Scan the material and copy every line in which "index" appears.

Raw data -
········
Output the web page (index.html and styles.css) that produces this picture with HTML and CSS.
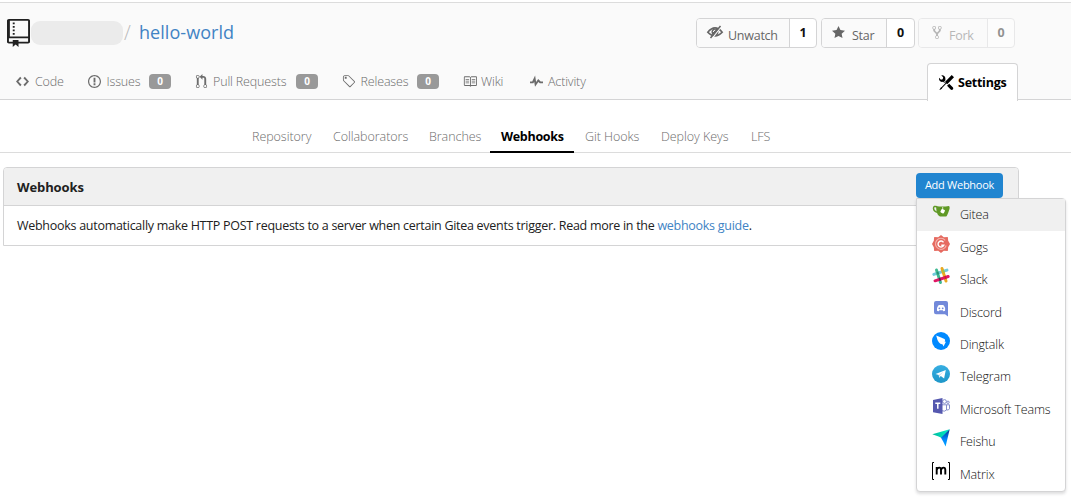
FILE: index.html
```html
<!DOCTYPE html>
<html lang="en">
<head>
<meta charset="utf-8">
<title>hello-world - Webhooks</title>
<link rel="stylesheet" href="styles.css">
</head>
<body>
<header class="repo-header">
  <div class="repo-top">
    <div class="repo-title">
      <svg class="repo-icon" viewBox="0 0 12 16" preserveAspectRatio="none"><path d="M4 9H3V8h1v1zm0-3H3v1h1V6zm0-2H3v1h1V4zm0-2H3v1h1V2zm8-1v12c0 .55-.45 1-1 1H6v2l-1.500-1.500L3 16v-2H1c-.55 0-1-.45-1-1V1c0-.55.45-1 1-1h10c.55 0 1 .45 1 1zm-1 10H1v2h2v-1h3v1h5v-2zm0-10H1.500v9H11V1z"/></svg>
      <span class="owner"></span>
      <span class="slash">/</span>
      <a class="repo-name">hello-world</a>
    </div>
    <div class="repo-buttons">
      <div class="split watch"><span class="action"><svg class="eye" viewBox="0 0 16 12"><path d="M.8 6.200Q8-2.500 15.200 6.200Q8 13.800.8 6.200Z" fill="none" stroke="currentColor" stroke-width="1.600"/><circle cx="8" cy="5.900" r="3.500"/><path d="M6.300 6Q6.300 4.300 8.300 4.100" fill="none" stroke="#fafafa" stroke-width="1"/><path d="M14 .8L5 12.600" stroke="#fafafa" stroke-width="1.300"/><path d="M13.500 0L3.500 12" stroke="currentColor" stroke-width="1.500"/></svg><span class="t">Unwatch</span></span><span class="count">1</span></div>
      <div class="split star"><span class="action"><svg viewBox="0 0 14 16" width="13" height="15"><path d="M14 6l-4.900-.64L7 1 4.900 5.360 0 6l3.600 3.260L2.670 14 7 11.670 11.330 14l-.93-4.740L14 6z"/></svg><span class="t">Star</span></span><span class="count">0</span></div>
      <div class="split fork"><span class="action"><svg viewBox="0 0 10 16" width="10" height="15"><path d="M8 1a1.993 1.993 0 0 0-1 3.720V6L5 8 3 6V4.720A1.993 1.993 0 0 0 2 1a1.993 1.993 0 0 0-1 3.720V6.500l3 3v1.780A1.993 1.993 0 0 0 5 15a1.993 1.993 0 0 0 1-3.720V9.500l3-3V4.720A1.993 1.993 0 0 0 8 1zM2 4.200C1.340 4.200.8 3.650.8 3c0-.65.55-1.200 1.200-1.200.65 0 1.200.55 1.200 1.200 0 .65-.55 1.200-1.200 1.200zm3 10c-.66 0-1.200-.55-1.200-1.200 0-.65.55-1.200 1.200-1.200.65 0 1.200.55 1.200 1.200 0 .65-.55 1.200-1.200 1.200zm3-10c-.66 0-1.200-.55-1.200-1.200 0-.65.55-1.200 1.200-1.200.65 0 1.200.55 1.200 1.200 0 .65-.55 1.200-1.200 1.200z"/></svg><span class="t">Fork</span></span><span class="count">0</span></div>
    </div>
  </div>
  <nav class="tabs">
    <a class="tab code"><svg viewBox="0 0 14 16"><path d="M9.500 3L8 4.500 11.500 8 8 11.500 9.500 13 14 8 9.500 3zm-5 0L0 8l4.500 5L6 11.500 2.500 8 6 4.500 4.500 3z"/></svg><span class="t">Code</span></a>
    <a class="tab issues"><svg viewBox="0 0 14 16"><path d="M7 2.300c3.140 0 5.700 2.560 5.700 5.700s-2.560 5.700-5.700 5.700A5.710 5.710 0 0 1 1.300 8c0-3.140 2.560-5.700 5.700-5.700zM7 1C3.140 1 0 4.140 0 8s3.140 7 7 7 7-3.140 7-7-3.140-7-7-7zm1 3H6v5h2V4zm0 6H6v2h2v-2z"/></svg><span class="t">Issues</span><b class="badge">0</b></a>
    <a class="tab pulls"><svg viewBox="0 0 12 16"><path d="M11 11.280V5c-.03-.78-.34-1.470-.94-2.060C9.460 2.350 8.780 2.030 8 2H7V0L4 3l3 3V4h1c.27.02.48.11.69.31.21.2.3.42.31.69v6.280A1.993 1.993 0 0 0 10 15a1.993 1.993 0 0 0 1-3.720zm-1 2.920c-.66 0-1.200-.55-1.200-1.200 0-.65.55-1.200 1.200-1.200.65 0 1.200.55 1.200 1.200 0 .65-.55 1.200-1.200 1.200zM4 3c0-1.110-.89-2-2-2a1.993 1.993 0 0 0-1 3.720v6.560A1.993 1.993 0 0 0 2 15a1.993 1.993 0 0 0 1-3.720V4.720c.59-.34 1-.98 1-1.720zm-.8 10c0 .66-.55 1.200-1.200 1.200-.65 0-1.200-.55-1.200-1.200 0-.65.55-1.200 1.200-1.200.65 0 1.200.55 1.200 1.200zM2 4.200C1.340 4.200.8 3.650.8 3c0-.65.55-1.200 1.200-1.200.65 0 1.200.55 1.200 1.200 0 .65-.55 1.200-1.200 1.200z"/></svg><span class="t">Pull Requests</span><b class="badge">0</b></a>
    <a class="tab releases"><svg viewBox="0 0 14 16"><path d="M7.730 1.730C7.260 1.260 6.620 1 5.960 1H3.500C2.130 1 1 2.130 1 3.500v2.470c0 .66.27 1.300.73 1.770l6.060 6.060c.39.39 1.020.39 1.410 0l4.590-4.590a.996.996 0 0 0 0-1.410L7.730 1.730zM2.380 7.090c-.31-.3-.47-.7-.47-1.130V3.500c0-.88.72-1.590 1.590-1.590h2.470c.42 0 .83.16 1.130.47l6.140 6.130-4.730 4.730-6.130-6.150zM3.010 3h2v2H3V3h.01z"/></svg><span class="t">Releases</span><b class="badge">0</b></a>
    <a class="tab wiki"><svg viewBox="0 0 16 16"><path d="M3 5h4v1H3V5zm0 3h4V7H3v1zm0 2h4V9H3v1zm11-5h-4v1h4V5zm0 2h-4v1h4V7zm0 2h-4v1h4V9zm2-6v9c0 .55-.45 1-1 1H9.500l-1 1-1-1H2c-.55 0-1-.45-1-1V3c0-.55.45-1 1-1h5.500l1 1 1-1H15c.55 0 1 .45 1 1zm-8 .5L7.500 3H2v9h6V3.500zm7-.5H9.500l-.5.5V12h6V3z"/></svg><span class="t">Wiki</span></a>
    <a class="tab activity"><svg viewBox="0 0 14 16"><path d="M11.500 8L8.800 5.400 6.600 8.500 5.500 1.600 2.380 8H0v2h3.600l.9-1.800.9 5.400L9 8.500l1.600 1.500H14V8h-2.500z"/></svg><span class="t">Activity</span></a>
    <a class="tab settings"><svg viewBox="0 0 16 16"><path d="M4.480 7.270c.26.26 1.280 1.330 1.280 1.330l.56-.58-.88-.91 1.690-1.800s-.76-.74-.43-.45c.32-1.190.03-2.510-.87-3.440C4.930.5 3.660.2 2.520.51l1.930 2-.51 1.960-1.890.52-1.930-1.990C-.19 4.170.1 5.480 1 6.400c.94.98 2.290 1.260 3.480.87zm6.440 1.940l-2.330 2.300 3.840 3.980c.31.33.73.49 1.140.49.41 0 .82-.16 1.140-.49.63-.65.63-1.700 0-2.350l-3.790-3.930zM16 2.530L13.550 0 6.330 7.460l.88.91-4.310 4.460-.99.53-1.390 2.270.35.37 2.200-1.440.51-1.020L7.900 9.080l.88.91L16 2.530z"/></svg><span class="t">Settings</span></a>
  </nav>
</header>
<nav class="subnav">
  <a class="s1">Repository</a><a class="s2">Collaborators</a><a class="s3">Branches</a><a class="s4 active">Webhooks</a><a class="s5">Git Hooks</a><a class="s6">Deploy Keys</a><a class="s7">LFS</a>
</nav>
<main class="panel">
  <div class="panel-head">
    <h4>Webhooks</h4>
    <div class="dropdown">
      <button class="add">Add Webhook</button>
      <div class="menu">
        <a class="item selected"><svg viewBox="0 0 18 18"><path d="M5 3.800Q1.600 2.500 1.500 5.300Q1.700 8.900 6 9.500" fill="none" stroke="#609926" stroke-width="1.500"/><path d="M4 3Q10 4.200 17 3Q18.300 4 17 7.500Q15 13.500 14 13.500H8Q5.500 12.500 4.500 8Z" fill="#609926"/><rect x="8.800" y="6.300" width="3.800" height="3.800" rx=".8" transform="rotate(27 10.700 8.200)" fill="#fff"/><path d="M10.700 4v2.500" stroke="#fff" stroke-width=".7"/></svg><span>Gitea</span></a>
        <a class="item gogs"><svg viewBox="0 0 18 18"><path d="M9 0l2.800 2.200 4-.2.400 3.800L18 9l-1.800 3.200-.4 3.800-4-.2L9 18l-2.800-2.200-4 .2-.4-3.800L0 9l1.800-3.200L2.200 2l4 .2Z" fill="#e66a60"/><path d="M13.200 5.300A5.500 5.500 0 1 0 14.200 10.500" fill="none" stroke="#f3b5ae" stroke-width="1.100"/><path d="M11.500 7.300A3 3 0 1 0 11.800 10.300H9.300" fill="none" stroke="#fff" stroke-width="1.400"/></svg><span>Gogs</span></a>
        <a class="item"><svg viewBox="0 0 18 18"><g fill="none" stroke-width="2.900" stroke-linecap="round"><path d="M1.800 7.400L15 3.100" stroke="#70cadb"/><path d="M4.500 3L8.500 15.500" stroke="#3eb991"/><path d="M10 1.500L14 14" stroke="#e9a820"/><path d="M3 13.800L16.200 9.500" stroke="#e01765"/></g><g stroke-width="2.900"><path d="M5.100 6.300l1.500-.5" stroke="#258b76"/><path d="M10.800 4.500l1.500-.5" stroke="#9bc24c"/><path d="M7.100 12.500l1.500-.5" stroke="#472d4b"/><path d="M12.700 10.600l1.500-.5" stroke="#cc2027"/></g></svg><span>Slack</span></a>
        <a class="item"><svg viewBox="0 0 18 18"><path d="M4 1h10q2 0 2 2v13.500l-3-2.300H4q-2 0-2-2V3q0-2 2-2Z" fill="#7289da"/><path d="M5 10.700Q4.800 7 6.200 5.400Q7.300 4.700 8 5.100h2Q11 4.600 11.900 5.400Q13.400 7 13.100 10.700Q12 11.500 11.200 11l-.5-.7H7.400L6.900 11Q6 11.500 5 10.700Z" fill="#fff"/><circle cx="7.400" cy="8.300" r=".9" fill="#7289da"/><circle cx="10.700" cy="8.300" r=".9" fill="#7289da"/></svg><span>Discord</span></a>
        <a class="item"><svg viewBox="0 0 18 18"><circle cx="9" cy="9" r="9" fill="#0089ff"/><path d="M4.200 3.500Q8.500 5 12.500 7Q13.700 7.800 12.700 9.700h1.200L11.500 14.500l-.8-2Q8 12.200 6.800 10.300L5.500 8Z" fill="#fff"/></svg><span>Dingtalk</span></a>
        <a class="item"><svg viewBox="0 0 18 18"><defs><linearGradient id="tg" x2="0" y2="1"><stop stop-color="#37aee2"/><stop offset="1" stop-color="#1e96c8"/></linearGradient></defs><circle cx="9" cy="9" r="9" fill="url(#tg)"/><path d="M3.500 9L13.800 5l-1.700 8.500L8.800 11l-1.700 1.700-.3-2.700Z" fill="#fff"/><path d="M6.800 10l5-3.500L8 10.200l-.9 2.500Z" fill="#c8daea"/></svg><span>Telegram</span></a>
        <a class="item"><svg viewBox="0 0 18 18"><g fill="none" stroke="#7b83c5" stroke-width=".9"><circle cx="12.500" cy="4.500" r="1.900"/><circle cx="16" cy="5.300" r="1.200"/><path d="M10 7.800h4.500V13q-2 2-4.500.7M14.500 7.800h3v4q-1 2-3 1"/></g><path d="M1 3L10.500 1v16L1 15.200Z" fill="#5558af"/><path d="M3.300 6.200h5M5.800 6.200v5.600" stroke="#fff" stroke-width="1.500"/></svg><span>Microsoft Teams</span></a>
        <a class="item"><svg viewBox="0 0 18 18"><defs><linearGradient id="fg"><stop stop-color="#00b99d"/><stop offset="1" stop-color="#00f0c8"/></linearGradient><linearGradient id="fb" x2="0" y2="1"><stop stop-color="#00348c"/><stop offset=".6" stop-color="#0088ff"/><stop offset="1" stop-color="#00a8ff"/></linearGradient></defs><path d="M.3 5.300L17.700.3 9.700 9 6.600 7.600Z" fill="url(#fg)"/><path d="M17.700.3L13.600 17.500l-2.300-4.800-2.300-3.900Z" fill="url(#fb)"/></svg><span>Feishu</span></a>
        <a class="item matrix"><svg viewBox="0 0 18 18"><path d="M2 .5H.5v17H2M16 .5h1.500v17H16" fill="none" stroke="#000"/><path d="M4.700 12.500V5M4.700 8Q5.500 5.600 7.200 5.600Q9 5.600 9 8v4.500M9 8Q9.800 5.600 11.500 5.600Q13.300 5.600 13.300 8v4.500" fill="none" stroke="#000" stroke-width="1.900"/></svg><span>Matrix</span></a>
      </div>
    </div>
  </div>
  <p class="panel-body">Webhooks automatically make HTTP POST requests to a server when certain Gitea events trigger. Read more in the <a>webhooks guide</a>.</p>
</main>
</body>
</html>
```
FILE: styles.css
```css
* { box-sizing: border-box; }
body { margin: 0; padding-top: 2px; min-height: 497px; background: #fff; font: 13px/18px "Open Sans", "Noto Sans", sans-serif; color: #212121; }
svg { display: block; flex: none; fill: currentColor; }
.t { white-space: nowrap; flex: none; }
.repo-header { height: 98px; background: #fafafa; border-top: 1px solid #dcdcdc; border-bottom: 1px solid #d4d4d5; }
.repo-top { display: flex; justify-content: space-between; height: 60px; padding: 15px 56px 0 7px; }
.repo-title { display: flex; align-items: flex-start; }
.repo-icon { width: 23px; height: 28px; margin-top: 1px; }
.owner { width: 92px; height: 24px; margin: 3px 0 0 1px; background: #ebebeb; border-radius: 9px; }
.slash { font-size: 20px; line-height: 30px; color: #bbb; font-weight: 300; width: 16px; padding-left: 1px; }
.repo-name { font-size: 18px; line-height: 28px; color: #4183c4; letter-spacing: .05px; }
.repo-buttons { display: flex; gap: 4px; }
.split { display: flex; height: 30px; border: 1px solid #d4d4d5; border-radius: 4px; background: #fff; overflow: hidden; }
.action { flex: 1; display: flex; align-items: center; gap: 6px; background: #fafafa; color: #666; padding-left: 10px; }
.action svg { margin-top: -2px; }
.action .t { padding-top: 5px; font-size: 12.500px; letter-spacing: -.25px; }
.count { border-left: 1px solid #d4d4d5; font-weight: 700; font-size: 12.500px; color: #111; text-align: center; line-height: 28px; width: 28px; }
.watch { width: 121px; }
.watch .count { width: 27px; }
.watch .eye { width: 16px; height: 12px; margin-right: -1px; overflow: visible; }
.star { width: 94px; }
.star .t { margin-left: 1px; }
.fork { width: 97px; opacity: .45; }
.fork .count { width: 27px; }
.fork .action { padding-left: 13px; gap: 7px; }
.watch, .star { transform: translateX(1px); }
.tabs { display: flex; height: 37px; color: #6c6c6c; font-size: 12.500px; letter-spacing: -.15px; font-weight: 300; padding-left: 16px; }
.tab { display: flex; align-items: center; }
.tab svg { width: 13px; height: 15px; margin-right: 6px; }
.code { width: 72px; }
.issues { width: 107px; }
.pulls { width: 147px; }
.releases { width: 121px; }
.wiki { width: 67px; }
.activity { width: 80px; }
.tab.issues svg, .tab.releases svg { margin-right: 5.500px; }
.issues .t { width: 42.500px; }
.pulls .t { width: 83px; }
.tab.pulls svg { margin-right: 5px; }
.releases .t { width: 56.500px; }
.tab.wiki svg { width: 14px; margin-right: 4px; }
.tab.activity svg { margin-right: 5px; }
.badge { width: 22px; height: 15px; border-radius: 4px; background: #999; color: #fff; font: 700 10px/15px "Open Sans", sans-serif; text-align: center; }
.settings { margin: 0 0 -1px 317px; width: 91px; height: 38px; border: 1px solid #d4d4d5; border-bottom: 0; border-radius: 4px 4px 0 0; background: #fff; color: #000; font-weight: 700; letter-spacing: -.25px; padding-left: 11px; }
.tab.settings svg { width: 15px; margin-right: 4px; }
.subnav { height: 53px; border-bottom: 1px solid #dcdcdc; display: flex; align-items: flex-end; padding-left: 252px; color: #6c6c6c; font-size: 12.500px; font-weight: 300; letter-spacing: -.05px; }
.subnav a { height: 24px; white-space: nowrap; flex: none; }
.s1 { width: 81px; } .s2 { width: 96px; } .s3 { width: 61px; }
.subnav .s4 { width: 84px; padding-left: 11px; height: 25px; margin: 0 11px -1px 0; border-bottom: 2px solid #000; color: #000; font-weight: 700; letter-spacing: -.3px; }
.s5 { width: 76px; } .s6 { width: 90px; }
.panel { width: 1016px; margin: 14px 0 0 3px; border: 1px solid #d4d4d5; border-radius: 4px 4px 0 0; }
.panel-head { display: flex; justify-content: space-between; height: 38px; padding: 5px 15px 0 13px; background: #f0f0f0; border-bottom: 1px solid #d4d4d5; border-radius: 3px 3px 0 0; }
h4 { margin: 5px 0 0; font-size: 13px; line-height: 18px; letter-spacing: -.1px; }
.dropdown { position: relative; width: 87px; height: 25px; }
.add { display: block; width: 87px; height: 25px; border: 0; padding: 0 0 2px; border-radius: 4px; background: #2185d0; color: #fff; font: 11px/23px "Open Sans", sans-serif; letter-spacing: -.27px; }
.menu { position: absolute; top: 25px; left: 0; width: 150px; background: #fff; border: 1px solid #d4d4d5; border-radius: 0 4px 4px 4px; box-shadow: 0 2px 3px rgba(34,36,38,.15); }
.item { display: flex; height: 32.400px; padding: 5px 0 0 15px; font-size: 12.500px; font-weight: 300; letter-spacing: -.17px; color: #111; }
.item svg { width: 18px; height: 18px; margin: -1.400px 10px 0 0; }
.item span { padding-top: 2.400px; white-space: nowrap; }
.selected { background: #f0f0f0; }
.panel-body { margin: 0; height: 39px; padding: 11px 13px 10px; letter-spacing: -.28px; font-size: 12.500px; white-space: nowrap; }
.panel-body a { color: #4183c4; }
```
········
Solution to this exercise -
Output the web page (index.html and styles.css) that produces this picture with HTML and CSS.
FILE: index.html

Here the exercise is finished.